What you should do:
Omit all images. Transcribe the rest of the material below exactly.

Available data:
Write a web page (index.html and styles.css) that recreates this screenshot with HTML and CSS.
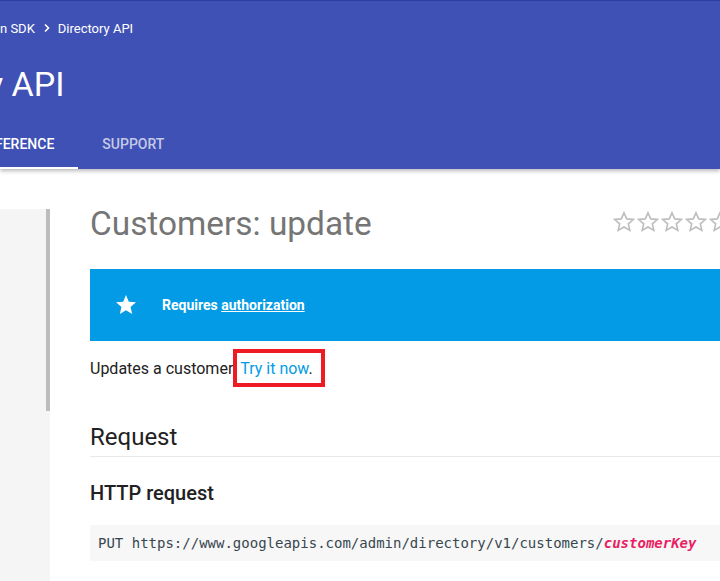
FILE: index.html
```html
<!DOCTYPE html>
<html lang="en">
<head>
<meta charset="utf-8">
<title>Customers: update | Directory API</title>
<link rel="stylesheet" href="styles.css">
</head>
<body>
<header class="header">
  <nav class="crumbs">
    <span class="crumb">n SDK</span>
    <svg class="chev" width="12" height="12" viewBox="0 0 12 12"><path d="M4 2.5 7.5 6 4 9.5" fill="none" stroke="#fff" stroke-width="1.6"/></svg>
    <span class="crumb">Directory API</span>
  </nav>
  <div class="project">y API</div>
  <div class="tabs">
    <span class="tab tab-active"><span class="tab-clip">FERENCE</span></span>
    <span class="tab">SUPPORT</span>
  </div>
</header>
<div class="page">
  <aside class="sidebar"><div class="thumb"></div></aside>
  <main class="main">
    <div class="title-row">
      <h1 class="title">Customers: update</h1>
      <div class="rating">
        <svg class="rstar" viewBox="0 0 24 24"><path d="M12 2.8l2.75 6.1 6.6.6-5 4.4 1.5 6.5L12 17l-5.850 3.4 1.5-6.5-5-4.4 6.6-.6z"/></svg>
        <svg class="rstar" viewBox="0 0 24 24"><path d="M12 2.8l2.75 6.1 6.6.6-5 4.4 1.5 6.5L12 17l-5.850 3.4 1.5-6.5-5-4.4 6.6-.6z"/></svg>
        <svg class="rstar" viewBox="0 0 24 24"><path d="M12 2.8l2.75 6.1 6.6.6-5 4.4 1.5 6.5L12 17l-5.850 3.4 1.5-6.5-5-4.4 6.6-.6z"/></svg>
        <svg class="rstar" viewBox="0 0 24 24"><path d="M12 2.8l2.75 6.1 6.6.6-5 4.4 1.5 6.5L12 17l-5.850 3.4 1.5-6.5-5-4.4 6.6-.6z"/></svg>
        <svg class="rstar" viewBox="0 0 24 24"><path d="M12 2.8l2.75 6.1 6.6.6-5 4.4 1.5 6.5L12 17l-5.850 3.4 1.5-6.5-5-4.4 6.6-.6z"/></svg>
      </div>
    </div>
    <div class="banner">
      <svg class="bstar" width="24" height="24" viewBox="0 0 24 24"><path d="M12 17.27L18.18 21l-1.64-7.03L22 9.24l-7.19-.61L12 2 9.19 8.63 2 9.24l5.46 4.73L5.82 21z" fill="#fff"/></svg>
      <span class="banner-text">Requires <a class="banner-link" href="#">authorization</a></span>
    </div>
    <p class="desc">Updates a customer. <a class="link" href="#">Try it now</a>.<span class="highlight"></span></p>
    <h2 class="h2">Request</h2>
    <h3 class="h3">HTTP request</h3>
    <pre class="code">PUT https://www.googleapis.com/admin/directory/v1/customers/<var class="var">customerKey</var></pre>
  </main>
</div>
</body>
</html>
```
FILE: styles.css
```css
html, body {
  margin: 0;
  padding: 0;
  background: #fff;
  overflow: hidden;
  font-family: Roboto, "Noto Sans", Arial, sans-serif;
  color: #212121;
}

.header {
  background: #3f51b5;
  border-top: 1px solid #303f9f;
  height: 168px;
  box-shadow: 0 2px 4px rgba(0,0,0,0.28);
  position: relative;
  z-index: 2;
  color: #fff;
  overflow: hidden;
}

.crumbs {
  display: flex;
  align-items: center;
  height: 20px;
  margin-top: 17px;
  font-size: 13px;
  font-weight: 400;
}

.chev {
  margin: 0 5px 0 6px;
}

.project {
  margin-top: 26px;
  height: 40px;
  line-height: 40px;
  font-size: 34px;
  font-weight: 400;
  margin-left: -13px;
}

.tabs {
  display: flex;
  margin-top: 17px;
  height: 48px;
}

.tab {
  display: flex;
  align-items: center;
  padding: 0 24px;
  font-size: 14px;
  font-weight: 500;
  color: rgba(255,255,255,0.7);
  border-bottom: 2px solid transparent;
  height: 46px;
  overflow: hidden;
}

.tab-active {
  padding-left: 0;
  color: #fff;
  border-bottom-color: #fff;
}

.tab-clip {
  margin-left: -5px;
}

.page {
  display: flex;
}

.sidebar {
  width: 50px;
  margin-top: 40px;
  height: 400px;
  background: #f5f5f5;
  display: flex;
  justify-content: flex-end;
  flex-shrink: 0;
}

.thumb {
  width: 4px;
  height: 202px;
  background: #bdbdbd;
}

.main {
  margin-left: 40px;
  width: 642px;
  flex-shrink: 0;
  padding-top: 35px;
}

.title-row {
  display: flex;
  align-items: flex-start;
  justify-content: space-between;
}

.title {
  margin: 0;
  font-size: 33.4px;
  line-height: 40px;
  font-weight: 400;
  color: #757575;
}

.rating {
  display: flex;
  margin-top: 6px;
}

.rstar {
  width: 24px;
  height: 24px;
  fill: none;
  stroke: #bdbdbd;
  stroke-width: 1.6;
  stroke-linejoin: miter;
}

.banner {
  margin-top: 25px;
  height: 72px;
  background: #039be5;
  display: flex;
  align-items: center;
  padding-left: 24px;
}

.bstar {
  margin-right: 24px;
  margin-top: -1px;
}

.banner-text {
  color: #fff;
  font-size: 14px;
  font-weight: 700;
}

.banner-link {
  color: #fff;
  text-decoration: underline;
}

.desc {
  position: relative;
  margin: 16px 0 0;
  font-size: 16px;
  line-height: 24px;
}

.link {
  color: #039be5;
  text-decoration: none;
}

.highlight {
  position: absolute;
  left: 143px;
  top: -8px;
  width: 84px;
  height: 30px;
  border: 4px solid #ed1c24;
}

.h2 {
  margin: 40px 0 0;
  font-size: 24px;
  line-height: 32px;
  font-weight: 400;
  padding-bottom: 3px;
  border-bottom: 1px solid #e8e8e8;
}

.h3 {
  margin: 22px 0 0;
  font-size: 20px;
  line-height: 28px;
  font-weight: 500;
}

.code {
  margin: 18px 0 0;
  background: #f7f7f7;
  padding: 8px;
  line-height: 20px;
  font-family: "DejaVu Sans Mono", "Liberation Mono", monospace;
  font-size: 14px;
  color: #37474f;
}

.var {
  color: #e91e63;
  font-style: italic;
  font-weight: 700;
}
```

Exercise solution:
Write a web page (index.html and styles.css) that recreates this screenshot with HTML and CSS.
FILE: index.html
```html
<!DOCTYPE html>
<html lang="en">
<head>
<meta charset="utf-8">
<title>Customers: update | Directory API</title>
<link rel="stylesheet" href="styles.css">
</head>
<body>
<header class="header">
  <nav class="crumbs">
    <span class="crumb">n SDK</span>
    <svg class="chev" width="12" height="12" viewBox="0 0 12 12"><path d="M4 2.5 7.5 6 4 9.5" fill="none" stroke="#fff" stroke-width="1.6"/></svg>
    <span class="crumb">Directory API</span>
  </nav>
  <div class="project">y API</div>
  <div class="tabs">
    <span class="tab tab-active"><span class="tab-clip">FERENCE</span></span>
    <span class="tab">SUPPORT</span>
  </div>
</header>
<div class="page">
  <aside class="sidebar"><div class="thumb"></div></aside>
  <main class="main">
    <div class="title-row">
      <h1 class="title">Customers: update</h1>
      <div class="rating">
        <svg class="rstar" viewBox="0 0 24 24"><path d="M12 2.8l2.75 6.1 6.6.6-5 4.4 1.5 6.5L12 17l-5.850 3.4 1.5-6.5-5-4.4 6.6-.6z"/></svg>
        <svg class="rstar" viewBox="0 0 24 24"><path d="M12 2.8l2.75 6.1 6.6.6-5 4.4 1.5 6.5L12 17l-5.850 3.4 1.5-6.5-5-4.4 6.6-.6z"/></svg>
        <svg class="rstar" viewBox="0 0 24 24"><path d="M12 2.8l2.75 6.1 6.6.6-5 4.4 1.5 6.5L12 17l-5.850 3.4 1.5-6.5-5-4.4 6.6-.6z"/></svg>
        <svg class="rstar" viewBox="0 0 24 24"><path d="M12 2.8l2.75 6.1 6.6.6-5 4.4 1.5 6.5L12 17l-5.850 3.4 1.5-6.5-5-4.4 6.6-.6z"/></svg>
        <svg class="rstar" viewBox="0 0 24 24"><path d="M12 2.8l2.75 6.1 6.6.6-5 4.4 1.5 6.5L12 17l-5.850 3.4 1.5-6.5-5-4.4 6.6-.6z"/></svg>
      </div>
    </div>
    <div class="banner">
      <svg class="bstar" width="24" height="24" viewBox="0 0 24 24"><path d="M12 17.27L18.18 21l-1.64-7.03L22 9.24l-7.19-.61L12 2 9.19 8.63 2 9.24l5.46 4.73L5.82 21z" fill="#fff"/></svg>
      <span class="banner-text">Requires <a class="banner-link" href="#">authorization</a></span>
    </div>
    <p class="desc">Updates a customer. <a class="link" href="#">Try it now</a>.<span class="highlight"></span></p>
    <h2 class="h2">Request</h2>
    <h3 class="h3">HTTP request</h3>
    <pre class="code">PUT https://www.googleapis.com/admin/directory/v1/customers/<var class="var">customerKey</var></pre>
  </main>
</div>
</body>
</html>
```
FILE: styles.css
```css
html, body {
  margin: 0;
  padding: 0;
  background: #fff;
  overflow: hidden;
  font-family: Roboto, "Noto Sans", Arial, sans-serif;
  color: #212121;
}

.header {
  background: #3f51b5;
  border-top: 1px solid #303f9f;
  height: 168px;
  box-shadow: 0 2px 4px rgba(0,0,0,0.28);
  position: relative;
  z-index: 2;
  color: #fff;
  overflow: hidden;
}

.crumbs {
  display: flex;
  align-items: center;
  height: 20px;
  margin-top: 17px;
  font-size: 13px;
  font-weight: 400;
}

.chev {
  margin: 0 5px 0 6px;
}

.project {
  margin-top: 26px;
  height: 40px;
  line-height: 40px;
  font-size: 34px;
  font-weight: 400;
  margin-left: -13px;
}

.tabs {
  display: flex;
  margin-top: 17px;
  height: 48px;
}

.tab {
  display: flex;
  align-items: center;
  padding: 0 24px;
  font-size: 14px;
  font-weight: 500;
  color: rgba(255,255,255,0.7);
  border-bottom: 2px solid transparent;
  height: 46px;
  overflow: hidden;
}

.tab-active {
  padding-left: 0;
  color: #fff;
  border-bottom-color: #fff;
}

.tab-clip {
  margin-left: -5px;
}

.page {
  display: flex;
}

.sidebar {
  width: 50px;
  margin-top: 40px;
  height: 400px;
  background: #f5f5f5;
  display: flex;
  justify-content: flex-end;
  flex-shrink: 0;
}

.thumb {
  width: 4px;
  height: 202px;
  background: #bdbdbd;
}

.main {
  margin-left: 40px;
  width: 642px;
  flex-shrink: 0;
  padding-top: 35px;
}

.title-row {
  display: flex;
  align-items: flex-start;
  justify-content: space-between;
}

.title {
  margin: 0;
  font-size: 33.4px;
  line-height: 40px;
  font-weight: 400;
  color: #757575;
}

.rating {
  display: flex;
  margin-top: 6px;
}

.rstar {
  width: 24px;
  height: 24px;
  fill: none;
  stroke: #bdbdbd;
  stroke-width: 1.6;
  stroke-linejoin: miter;
}

.banner {
  margin-top: 25px;
  height: 72px;
  background: #039be5;
  display: flex;
  align-items: center;
  padding-left: 24px;
}

.bstar {
  margin-right: 24px;
  margin-top: -1px;
}

.banner-text {
  color: #fff;
  font-size: 14px;
  font-weight: 700;
}

.banner-link {
  color: #fff;
  text-decoration: underline;
}

.desc {
  position: relative;
  margin: 16px 0 0;
  font-size: 16px;
  line-height: 24px;
}

.link {
  color: #039be5;
  text-decoration: none;
}

.highlight {
  position: absolute;
  left: 143px;
  top: -8px;
  width: 84px;
  height: 30px;
  border: 4px solid #ed1c24;
}

.h2 {
  margin: 40px 0 0;
  font-size: 24px;
  line-height: 32px;
  font-weight: 400;
  padding-bottom: 3px;
  border-bottom: 1px solid #e8e8e8;
}

.h3 {
  margin: 22px 0 0;
  font-size: 20px;
  line-height: 28px;
  font-weight: 500;
}

.code {
  margin: 18px 0 0;
  background: #f7f7f7;
  padding: 8px;
  line-height: 20px;
  font-family: "DejaVu Sans Mono", "Liberation Mono", monospace;
  font-size: 14px;
  color: #37474f;
}

.var {
  color: #e91e63;
  font-style: italic;
  font-weight: 700;
}
```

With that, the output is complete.